Czas pracuje na rzecz Chin, choć zabójcza pod względem narodowym i antyhumanistyczna polityka jednego dziecka wprowadziła bariery wzrostu, politykę dziś utrwaloną przez liberalizm klasy średniej, która po zniesieniu antynatalistycznej polityki nie chce mieć dzieci.

Jak sugeruje dr Jacek Bartosiak w swych licznych wywiadach, „Nowy Jedwabny Szlak” nie pójdzie trasą rosyjską. Nie po to Chiny chcą uniezależnić się od amerykańskiej kontroli w Cieśninie Malakka, by uzależnić się od Rosji. Ale zostanie poprowadzony (z modyfikacjami) stara trasą przed ośrodki znane pod dawnym nazwami jak Buchara, Samarkanda. I dalej Iran, może Azerbejdżan i ostatecznie Turcja.

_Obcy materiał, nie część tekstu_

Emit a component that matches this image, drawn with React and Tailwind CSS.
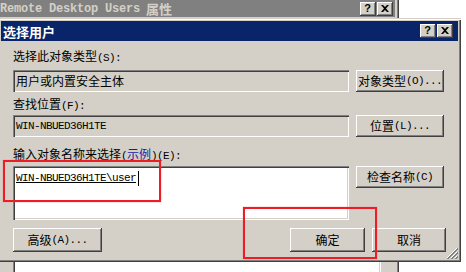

Geopolityczna przestrzeń „Wielkiej gry”, czyli XIX-wiecznej rywalizacji na terenie Azji Środkowej miedzy Rosją (brali udział w niej Polacy w służbie cara), a Wielką Brytanią, stała się placem boju między Chinami, USA, Rosją i mniejszymi graczami jak Iran i Pakistan. Zostanie ona rozegrana zgodnie z regułami chińskiej zasady „Go” – czyli zajmowania kolejnych pól. Bez walki.